— GIVEN REQUEST —
Keep every line where the word "components" appears; drop the rest.

— ROWS —
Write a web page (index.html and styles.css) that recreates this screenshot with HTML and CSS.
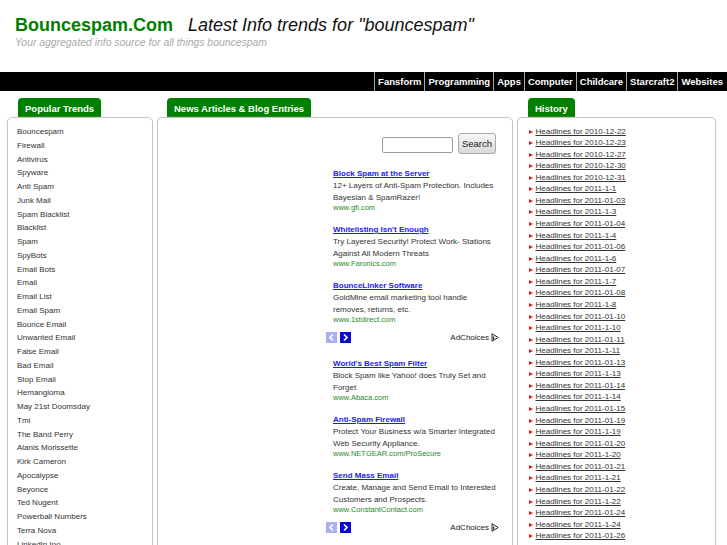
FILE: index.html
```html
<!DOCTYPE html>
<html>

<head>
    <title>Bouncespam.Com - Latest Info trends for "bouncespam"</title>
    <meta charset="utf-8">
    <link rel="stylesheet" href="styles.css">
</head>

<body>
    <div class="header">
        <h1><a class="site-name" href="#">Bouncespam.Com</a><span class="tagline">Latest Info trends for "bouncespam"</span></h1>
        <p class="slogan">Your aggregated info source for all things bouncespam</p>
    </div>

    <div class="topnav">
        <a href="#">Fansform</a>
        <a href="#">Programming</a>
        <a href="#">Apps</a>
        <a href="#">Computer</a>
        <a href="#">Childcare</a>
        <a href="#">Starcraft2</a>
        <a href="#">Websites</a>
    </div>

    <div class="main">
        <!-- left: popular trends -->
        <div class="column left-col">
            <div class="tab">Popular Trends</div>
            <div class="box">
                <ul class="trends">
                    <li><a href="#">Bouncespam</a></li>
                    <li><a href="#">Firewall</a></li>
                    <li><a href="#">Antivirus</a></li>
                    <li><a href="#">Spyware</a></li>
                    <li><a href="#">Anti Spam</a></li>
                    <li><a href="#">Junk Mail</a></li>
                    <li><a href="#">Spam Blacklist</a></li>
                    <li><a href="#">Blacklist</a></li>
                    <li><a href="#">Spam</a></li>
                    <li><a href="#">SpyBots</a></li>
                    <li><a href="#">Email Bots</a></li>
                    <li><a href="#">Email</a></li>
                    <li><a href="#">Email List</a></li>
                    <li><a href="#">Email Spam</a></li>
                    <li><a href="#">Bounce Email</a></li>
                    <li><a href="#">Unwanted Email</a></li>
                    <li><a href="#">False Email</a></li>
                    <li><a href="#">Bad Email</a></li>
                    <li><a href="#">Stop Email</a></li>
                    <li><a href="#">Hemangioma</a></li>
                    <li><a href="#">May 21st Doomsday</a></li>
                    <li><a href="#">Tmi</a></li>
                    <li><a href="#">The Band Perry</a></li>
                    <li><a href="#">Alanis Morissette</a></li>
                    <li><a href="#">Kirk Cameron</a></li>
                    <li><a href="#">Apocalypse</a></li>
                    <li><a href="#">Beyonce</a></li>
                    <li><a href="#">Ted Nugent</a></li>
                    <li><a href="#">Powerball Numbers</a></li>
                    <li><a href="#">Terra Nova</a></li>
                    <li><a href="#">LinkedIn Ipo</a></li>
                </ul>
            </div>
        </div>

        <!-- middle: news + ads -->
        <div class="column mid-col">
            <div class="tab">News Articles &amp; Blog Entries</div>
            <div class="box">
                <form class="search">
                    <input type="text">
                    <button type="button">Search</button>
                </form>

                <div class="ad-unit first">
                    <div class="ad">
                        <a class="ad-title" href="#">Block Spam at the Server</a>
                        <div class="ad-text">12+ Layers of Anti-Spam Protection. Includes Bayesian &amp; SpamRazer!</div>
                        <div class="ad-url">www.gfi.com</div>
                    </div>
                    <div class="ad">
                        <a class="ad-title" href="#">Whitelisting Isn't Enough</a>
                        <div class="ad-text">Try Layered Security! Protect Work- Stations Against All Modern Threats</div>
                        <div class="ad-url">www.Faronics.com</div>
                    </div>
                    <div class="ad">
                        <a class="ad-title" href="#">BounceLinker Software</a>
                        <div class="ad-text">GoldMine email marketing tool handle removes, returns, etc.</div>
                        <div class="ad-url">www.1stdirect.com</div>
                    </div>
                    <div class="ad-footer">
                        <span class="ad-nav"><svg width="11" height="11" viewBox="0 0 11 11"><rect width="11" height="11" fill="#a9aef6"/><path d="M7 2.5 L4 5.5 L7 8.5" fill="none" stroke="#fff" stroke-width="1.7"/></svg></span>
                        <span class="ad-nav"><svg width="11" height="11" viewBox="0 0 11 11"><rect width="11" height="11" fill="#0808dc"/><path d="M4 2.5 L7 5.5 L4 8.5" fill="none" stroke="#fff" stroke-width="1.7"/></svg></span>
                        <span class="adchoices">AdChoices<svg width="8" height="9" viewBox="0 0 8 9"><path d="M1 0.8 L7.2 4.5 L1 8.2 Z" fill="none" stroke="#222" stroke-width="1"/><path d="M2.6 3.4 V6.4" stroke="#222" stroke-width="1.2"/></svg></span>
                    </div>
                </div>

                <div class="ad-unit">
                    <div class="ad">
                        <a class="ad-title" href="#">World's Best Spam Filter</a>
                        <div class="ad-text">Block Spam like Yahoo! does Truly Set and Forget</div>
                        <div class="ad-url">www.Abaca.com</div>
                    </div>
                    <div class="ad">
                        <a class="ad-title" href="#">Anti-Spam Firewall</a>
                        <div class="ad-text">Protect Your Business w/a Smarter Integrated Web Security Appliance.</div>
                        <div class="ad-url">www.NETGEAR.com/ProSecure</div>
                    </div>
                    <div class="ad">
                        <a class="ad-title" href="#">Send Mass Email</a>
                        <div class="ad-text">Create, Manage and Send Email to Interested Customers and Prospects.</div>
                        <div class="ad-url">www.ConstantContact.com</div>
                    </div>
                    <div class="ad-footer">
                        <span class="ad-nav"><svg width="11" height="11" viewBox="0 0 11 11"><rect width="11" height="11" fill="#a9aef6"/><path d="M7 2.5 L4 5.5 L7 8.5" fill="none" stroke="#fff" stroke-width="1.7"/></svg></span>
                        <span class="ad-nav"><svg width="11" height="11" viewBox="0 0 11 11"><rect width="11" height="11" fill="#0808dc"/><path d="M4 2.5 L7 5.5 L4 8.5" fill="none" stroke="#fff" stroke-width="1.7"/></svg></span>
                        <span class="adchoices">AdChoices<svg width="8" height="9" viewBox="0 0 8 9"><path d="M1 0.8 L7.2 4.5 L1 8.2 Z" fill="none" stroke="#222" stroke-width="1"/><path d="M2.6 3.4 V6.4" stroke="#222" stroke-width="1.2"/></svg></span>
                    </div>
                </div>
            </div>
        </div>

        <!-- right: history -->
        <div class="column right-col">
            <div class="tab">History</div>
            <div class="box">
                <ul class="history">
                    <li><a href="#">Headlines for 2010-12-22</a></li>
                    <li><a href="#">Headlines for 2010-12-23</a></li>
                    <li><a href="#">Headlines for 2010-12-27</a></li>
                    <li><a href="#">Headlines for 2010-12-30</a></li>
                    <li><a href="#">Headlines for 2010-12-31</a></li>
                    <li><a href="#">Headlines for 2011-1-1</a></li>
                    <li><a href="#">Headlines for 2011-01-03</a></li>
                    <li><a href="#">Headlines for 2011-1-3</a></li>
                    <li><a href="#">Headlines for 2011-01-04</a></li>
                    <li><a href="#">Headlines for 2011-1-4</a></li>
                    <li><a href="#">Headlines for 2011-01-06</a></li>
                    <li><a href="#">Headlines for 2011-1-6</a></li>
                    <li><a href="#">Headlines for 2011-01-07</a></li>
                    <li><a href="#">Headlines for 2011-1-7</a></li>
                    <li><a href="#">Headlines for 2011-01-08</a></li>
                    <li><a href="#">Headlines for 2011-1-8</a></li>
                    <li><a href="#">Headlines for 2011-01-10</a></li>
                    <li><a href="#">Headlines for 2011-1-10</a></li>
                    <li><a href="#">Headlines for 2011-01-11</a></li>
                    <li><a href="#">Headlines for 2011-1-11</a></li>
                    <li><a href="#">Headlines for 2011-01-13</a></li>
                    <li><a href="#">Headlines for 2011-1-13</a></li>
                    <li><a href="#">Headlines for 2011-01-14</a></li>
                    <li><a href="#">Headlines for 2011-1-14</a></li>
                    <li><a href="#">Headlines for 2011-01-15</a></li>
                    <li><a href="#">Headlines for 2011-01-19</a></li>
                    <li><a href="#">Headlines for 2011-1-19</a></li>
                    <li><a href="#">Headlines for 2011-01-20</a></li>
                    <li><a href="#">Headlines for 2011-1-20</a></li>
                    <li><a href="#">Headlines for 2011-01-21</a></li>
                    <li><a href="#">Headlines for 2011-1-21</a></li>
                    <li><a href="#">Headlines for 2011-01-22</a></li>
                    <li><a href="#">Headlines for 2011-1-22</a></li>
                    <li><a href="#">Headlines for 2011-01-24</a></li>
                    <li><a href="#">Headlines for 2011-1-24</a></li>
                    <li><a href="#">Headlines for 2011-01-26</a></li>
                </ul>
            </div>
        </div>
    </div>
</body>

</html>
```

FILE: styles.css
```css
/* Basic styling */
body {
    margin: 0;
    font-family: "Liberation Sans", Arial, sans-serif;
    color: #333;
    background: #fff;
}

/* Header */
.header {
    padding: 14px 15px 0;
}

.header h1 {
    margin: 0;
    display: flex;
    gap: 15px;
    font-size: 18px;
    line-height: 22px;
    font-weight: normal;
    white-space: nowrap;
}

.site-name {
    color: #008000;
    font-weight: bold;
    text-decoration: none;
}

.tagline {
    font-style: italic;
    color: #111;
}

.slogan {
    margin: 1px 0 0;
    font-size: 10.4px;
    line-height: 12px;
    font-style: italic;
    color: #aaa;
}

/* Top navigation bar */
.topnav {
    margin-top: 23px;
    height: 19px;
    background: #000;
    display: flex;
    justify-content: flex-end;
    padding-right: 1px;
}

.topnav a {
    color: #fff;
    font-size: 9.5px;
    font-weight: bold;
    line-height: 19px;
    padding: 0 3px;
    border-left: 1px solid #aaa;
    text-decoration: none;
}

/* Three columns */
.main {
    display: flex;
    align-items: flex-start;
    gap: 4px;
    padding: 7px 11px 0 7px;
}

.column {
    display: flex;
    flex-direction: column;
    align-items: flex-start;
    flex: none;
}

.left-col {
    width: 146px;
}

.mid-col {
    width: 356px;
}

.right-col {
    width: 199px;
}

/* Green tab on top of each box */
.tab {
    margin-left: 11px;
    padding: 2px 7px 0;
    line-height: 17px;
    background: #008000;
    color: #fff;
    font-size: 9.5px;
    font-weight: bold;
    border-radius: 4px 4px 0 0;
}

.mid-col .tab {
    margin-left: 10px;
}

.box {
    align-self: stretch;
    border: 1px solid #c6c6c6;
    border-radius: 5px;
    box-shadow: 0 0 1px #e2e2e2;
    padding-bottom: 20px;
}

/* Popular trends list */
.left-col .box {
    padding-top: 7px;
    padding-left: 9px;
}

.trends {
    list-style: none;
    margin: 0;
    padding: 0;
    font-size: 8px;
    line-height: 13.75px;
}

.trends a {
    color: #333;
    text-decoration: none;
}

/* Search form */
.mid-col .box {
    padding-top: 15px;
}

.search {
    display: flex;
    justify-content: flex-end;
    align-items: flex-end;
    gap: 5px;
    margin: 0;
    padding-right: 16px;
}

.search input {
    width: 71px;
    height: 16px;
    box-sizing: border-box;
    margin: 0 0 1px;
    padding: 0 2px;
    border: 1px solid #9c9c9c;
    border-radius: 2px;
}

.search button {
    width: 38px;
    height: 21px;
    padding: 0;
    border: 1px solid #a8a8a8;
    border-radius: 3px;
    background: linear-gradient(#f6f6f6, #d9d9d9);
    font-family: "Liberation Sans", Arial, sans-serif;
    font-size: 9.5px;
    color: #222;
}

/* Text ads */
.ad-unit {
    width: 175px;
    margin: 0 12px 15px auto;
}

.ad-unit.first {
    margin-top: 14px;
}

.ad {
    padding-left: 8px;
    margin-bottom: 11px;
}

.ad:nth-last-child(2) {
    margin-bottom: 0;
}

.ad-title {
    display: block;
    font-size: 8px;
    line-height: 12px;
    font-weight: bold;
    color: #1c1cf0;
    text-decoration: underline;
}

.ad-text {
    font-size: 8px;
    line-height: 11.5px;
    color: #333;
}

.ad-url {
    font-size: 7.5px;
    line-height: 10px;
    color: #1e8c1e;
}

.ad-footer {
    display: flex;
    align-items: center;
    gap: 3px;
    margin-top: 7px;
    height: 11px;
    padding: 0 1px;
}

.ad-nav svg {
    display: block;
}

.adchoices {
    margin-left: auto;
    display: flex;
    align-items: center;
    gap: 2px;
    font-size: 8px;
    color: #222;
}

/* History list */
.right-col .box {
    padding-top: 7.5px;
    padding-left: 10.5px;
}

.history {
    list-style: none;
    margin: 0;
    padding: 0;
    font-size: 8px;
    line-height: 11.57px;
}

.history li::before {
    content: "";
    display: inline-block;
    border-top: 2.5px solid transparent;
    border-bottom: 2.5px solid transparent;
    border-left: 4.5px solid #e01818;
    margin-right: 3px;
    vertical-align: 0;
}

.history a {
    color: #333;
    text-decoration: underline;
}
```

---

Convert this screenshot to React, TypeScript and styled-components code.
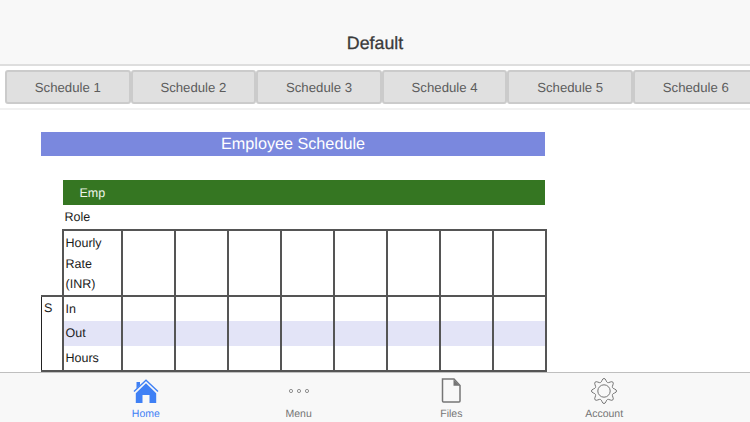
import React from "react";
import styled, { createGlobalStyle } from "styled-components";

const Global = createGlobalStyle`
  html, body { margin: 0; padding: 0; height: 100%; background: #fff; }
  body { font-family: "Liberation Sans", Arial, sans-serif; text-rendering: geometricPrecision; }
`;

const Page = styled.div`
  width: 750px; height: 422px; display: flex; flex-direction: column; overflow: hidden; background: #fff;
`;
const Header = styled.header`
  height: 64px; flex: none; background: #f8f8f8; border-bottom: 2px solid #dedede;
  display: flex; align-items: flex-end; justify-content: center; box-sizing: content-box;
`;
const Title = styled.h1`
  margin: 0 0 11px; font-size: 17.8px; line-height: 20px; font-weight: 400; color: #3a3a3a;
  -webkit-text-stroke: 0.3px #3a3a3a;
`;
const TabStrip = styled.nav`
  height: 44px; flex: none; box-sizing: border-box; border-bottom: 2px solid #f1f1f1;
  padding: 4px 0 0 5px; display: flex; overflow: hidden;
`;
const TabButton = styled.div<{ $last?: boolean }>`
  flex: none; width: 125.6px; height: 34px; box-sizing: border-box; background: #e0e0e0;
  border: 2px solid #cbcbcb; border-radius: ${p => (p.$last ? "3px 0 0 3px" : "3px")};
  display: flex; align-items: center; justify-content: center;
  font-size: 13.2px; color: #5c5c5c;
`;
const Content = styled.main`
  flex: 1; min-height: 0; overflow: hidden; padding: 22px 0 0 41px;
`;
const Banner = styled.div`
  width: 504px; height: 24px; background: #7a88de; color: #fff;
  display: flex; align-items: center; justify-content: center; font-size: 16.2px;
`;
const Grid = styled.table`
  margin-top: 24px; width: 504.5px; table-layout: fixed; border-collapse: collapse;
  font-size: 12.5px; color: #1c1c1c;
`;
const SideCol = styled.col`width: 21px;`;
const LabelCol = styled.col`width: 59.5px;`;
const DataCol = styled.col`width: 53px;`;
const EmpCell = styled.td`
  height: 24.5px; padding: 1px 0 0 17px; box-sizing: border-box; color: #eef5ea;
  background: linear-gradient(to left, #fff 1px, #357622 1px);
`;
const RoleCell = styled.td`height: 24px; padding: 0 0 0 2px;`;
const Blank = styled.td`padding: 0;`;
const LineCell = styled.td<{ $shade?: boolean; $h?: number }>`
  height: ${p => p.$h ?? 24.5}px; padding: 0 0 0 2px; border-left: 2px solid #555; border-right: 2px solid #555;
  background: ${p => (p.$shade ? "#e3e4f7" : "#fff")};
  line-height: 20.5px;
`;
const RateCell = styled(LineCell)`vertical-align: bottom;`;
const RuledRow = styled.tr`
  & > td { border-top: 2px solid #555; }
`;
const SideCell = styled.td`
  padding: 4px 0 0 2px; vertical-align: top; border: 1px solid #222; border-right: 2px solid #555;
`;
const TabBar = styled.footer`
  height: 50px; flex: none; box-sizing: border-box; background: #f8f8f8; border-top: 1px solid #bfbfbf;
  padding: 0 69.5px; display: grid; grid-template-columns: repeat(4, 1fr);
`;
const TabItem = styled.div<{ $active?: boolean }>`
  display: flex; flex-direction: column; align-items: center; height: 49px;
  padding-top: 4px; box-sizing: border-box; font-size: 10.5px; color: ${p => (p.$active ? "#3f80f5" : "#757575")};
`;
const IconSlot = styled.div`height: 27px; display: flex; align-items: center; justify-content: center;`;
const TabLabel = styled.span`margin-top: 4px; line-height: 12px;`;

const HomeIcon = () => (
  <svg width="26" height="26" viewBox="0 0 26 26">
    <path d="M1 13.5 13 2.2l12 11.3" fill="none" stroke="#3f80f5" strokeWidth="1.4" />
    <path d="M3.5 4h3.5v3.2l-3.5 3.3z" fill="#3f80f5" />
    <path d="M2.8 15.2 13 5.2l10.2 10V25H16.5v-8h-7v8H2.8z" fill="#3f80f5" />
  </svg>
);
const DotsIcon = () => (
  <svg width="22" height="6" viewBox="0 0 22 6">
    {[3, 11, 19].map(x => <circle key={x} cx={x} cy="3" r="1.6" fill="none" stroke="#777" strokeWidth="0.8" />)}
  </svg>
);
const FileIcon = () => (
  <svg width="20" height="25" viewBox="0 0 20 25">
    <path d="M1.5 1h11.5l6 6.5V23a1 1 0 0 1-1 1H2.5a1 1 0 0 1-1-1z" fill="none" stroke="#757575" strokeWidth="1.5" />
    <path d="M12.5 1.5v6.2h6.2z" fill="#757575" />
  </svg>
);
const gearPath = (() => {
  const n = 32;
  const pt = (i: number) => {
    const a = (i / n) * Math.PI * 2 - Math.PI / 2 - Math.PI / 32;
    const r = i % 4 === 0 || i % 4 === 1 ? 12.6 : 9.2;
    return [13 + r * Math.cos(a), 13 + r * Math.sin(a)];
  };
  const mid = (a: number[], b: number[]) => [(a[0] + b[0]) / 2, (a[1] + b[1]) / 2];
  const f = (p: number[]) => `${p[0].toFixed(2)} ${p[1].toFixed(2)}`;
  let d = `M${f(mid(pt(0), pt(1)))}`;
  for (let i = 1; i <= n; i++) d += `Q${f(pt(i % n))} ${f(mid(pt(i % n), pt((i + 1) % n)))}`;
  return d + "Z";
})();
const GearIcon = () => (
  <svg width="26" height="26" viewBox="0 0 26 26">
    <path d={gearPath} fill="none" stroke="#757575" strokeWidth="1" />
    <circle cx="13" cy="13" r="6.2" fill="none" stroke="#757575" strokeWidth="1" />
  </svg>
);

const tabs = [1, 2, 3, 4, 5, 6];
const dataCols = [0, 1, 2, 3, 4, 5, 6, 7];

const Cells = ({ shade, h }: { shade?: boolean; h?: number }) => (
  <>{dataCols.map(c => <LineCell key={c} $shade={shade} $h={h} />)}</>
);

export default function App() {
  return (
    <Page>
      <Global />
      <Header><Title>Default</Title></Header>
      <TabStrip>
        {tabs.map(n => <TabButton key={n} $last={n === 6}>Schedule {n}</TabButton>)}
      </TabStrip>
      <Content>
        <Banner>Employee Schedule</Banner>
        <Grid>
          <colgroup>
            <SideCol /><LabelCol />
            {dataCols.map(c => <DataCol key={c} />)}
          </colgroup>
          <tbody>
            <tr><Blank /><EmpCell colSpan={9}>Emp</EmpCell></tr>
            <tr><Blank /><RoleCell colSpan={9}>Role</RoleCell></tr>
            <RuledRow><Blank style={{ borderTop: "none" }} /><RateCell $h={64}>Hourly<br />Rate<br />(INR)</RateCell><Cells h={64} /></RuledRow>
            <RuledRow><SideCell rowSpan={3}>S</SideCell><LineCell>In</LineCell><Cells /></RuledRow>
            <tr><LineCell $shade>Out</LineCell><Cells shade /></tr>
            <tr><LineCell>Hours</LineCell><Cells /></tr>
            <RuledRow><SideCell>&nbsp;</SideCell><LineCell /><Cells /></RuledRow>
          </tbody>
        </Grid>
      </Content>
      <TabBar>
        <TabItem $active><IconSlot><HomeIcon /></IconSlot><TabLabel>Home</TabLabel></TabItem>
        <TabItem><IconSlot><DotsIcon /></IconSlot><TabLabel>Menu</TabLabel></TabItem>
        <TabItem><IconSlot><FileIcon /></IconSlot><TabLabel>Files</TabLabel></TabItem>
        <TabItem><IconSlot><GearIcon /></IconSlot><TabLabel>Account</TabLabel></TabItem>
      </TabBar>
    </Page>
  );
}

--

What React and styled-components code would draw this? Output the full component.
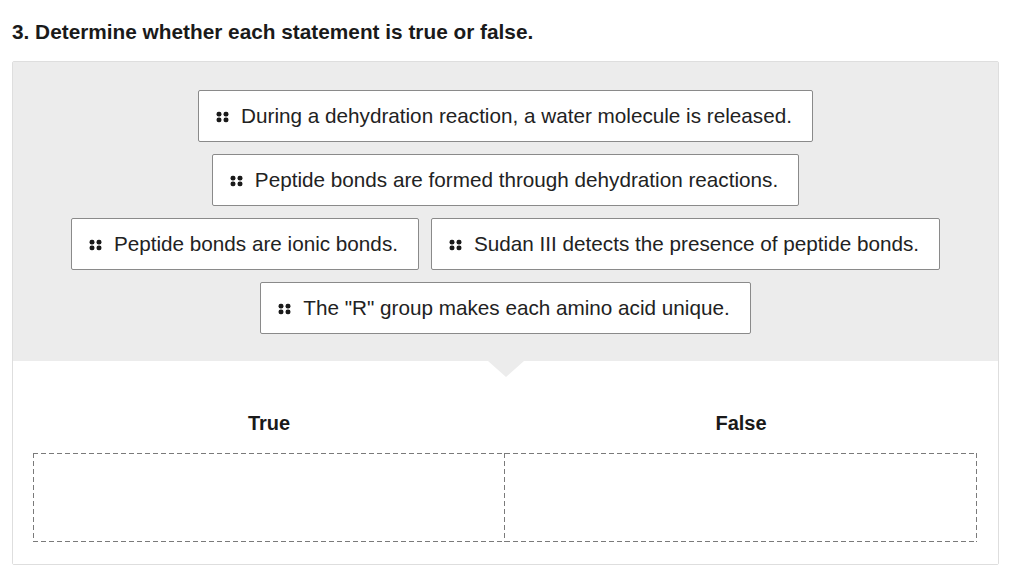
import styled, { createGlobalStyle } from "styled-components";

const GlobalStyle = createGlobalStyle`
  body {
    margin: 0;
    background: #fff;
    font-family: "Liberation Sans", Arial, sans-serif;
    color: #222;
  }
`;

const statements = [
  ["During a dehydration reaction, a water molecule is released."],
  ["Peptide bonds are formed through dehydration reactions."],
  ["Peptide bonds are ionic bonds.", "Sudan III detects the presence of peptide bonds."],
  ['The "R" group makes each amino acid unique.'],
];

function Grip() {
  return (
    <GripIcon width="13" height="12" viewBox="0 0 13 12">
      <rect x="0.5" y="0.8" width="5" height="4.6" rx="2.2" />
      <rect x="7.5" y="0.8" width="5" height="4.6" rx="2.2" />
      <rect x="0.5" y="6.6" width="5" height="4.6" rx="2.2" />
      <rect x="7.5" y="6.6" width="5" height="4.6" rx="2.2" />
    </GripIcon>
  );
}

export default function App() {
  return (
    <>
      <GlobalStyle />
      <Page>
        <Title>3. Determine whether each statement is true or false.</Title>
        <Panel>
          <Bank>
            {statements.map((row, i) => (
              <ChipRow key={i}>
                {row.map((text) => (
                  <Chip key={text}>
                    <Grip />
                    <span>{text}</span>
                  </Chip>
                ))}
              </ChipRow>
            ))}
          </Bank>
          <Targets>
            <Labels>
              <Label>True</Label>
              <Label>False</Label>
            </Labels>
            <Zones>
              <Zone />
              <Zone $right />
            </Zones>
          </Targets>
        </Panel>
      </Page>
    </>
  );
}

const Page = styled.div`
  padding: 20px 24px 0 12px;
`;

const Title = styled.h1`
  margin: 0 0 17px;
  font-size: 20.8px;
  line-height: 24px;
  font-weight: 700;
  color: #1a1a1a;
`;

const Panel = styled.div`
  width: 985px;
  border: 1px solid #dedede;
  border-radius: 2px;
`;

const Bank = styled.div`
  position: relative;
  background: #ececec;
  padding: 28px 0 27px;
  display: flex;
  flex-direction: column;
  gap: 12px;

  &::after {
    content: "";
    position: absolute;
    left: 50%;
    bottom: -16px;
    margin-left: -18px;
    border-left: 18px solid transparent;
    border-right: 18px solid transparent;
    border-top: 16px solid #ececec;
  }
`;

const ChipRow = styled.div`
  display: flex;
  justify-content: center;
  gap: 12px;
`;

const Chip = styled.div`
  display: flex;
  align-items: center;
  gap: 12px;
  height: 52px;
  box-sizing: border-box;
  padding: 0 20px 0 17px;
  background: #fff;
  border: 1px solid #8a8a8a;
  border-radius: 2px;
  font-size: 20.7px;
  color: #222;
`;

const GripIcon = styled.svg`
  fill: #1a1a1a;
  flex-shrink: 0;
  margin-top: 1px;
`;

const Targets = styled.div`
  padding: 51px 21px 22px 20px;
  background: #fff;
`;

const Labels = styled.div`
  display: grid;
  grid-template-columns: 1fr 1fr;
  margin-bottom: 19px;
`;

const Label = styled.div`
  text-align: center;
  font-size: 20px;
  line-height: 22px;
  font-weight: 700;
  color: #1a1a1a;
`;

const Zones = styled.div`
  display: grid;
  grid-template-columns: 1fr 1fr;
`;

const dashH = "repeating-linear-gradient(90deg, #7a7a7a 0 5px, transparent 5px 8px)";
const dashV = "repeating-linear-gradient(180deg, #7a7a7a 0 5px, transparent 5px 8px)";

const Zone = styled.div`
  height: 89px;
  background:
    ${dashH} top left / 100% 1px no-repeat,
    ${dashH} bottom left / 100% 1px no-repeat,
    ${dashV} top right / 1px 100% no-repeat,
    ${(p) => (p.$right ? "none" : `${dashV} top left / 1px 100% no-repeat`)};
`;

— RESPONSE TO THE EXERCISE —
Convert this screenshot to React, TypeScript and styled-components code.
import styled, { createGlobalStyle } from "styled-components";
What React and styled-components code would draw this? Output the full component.
import styled, { createGlobalStyle } from "styled-components";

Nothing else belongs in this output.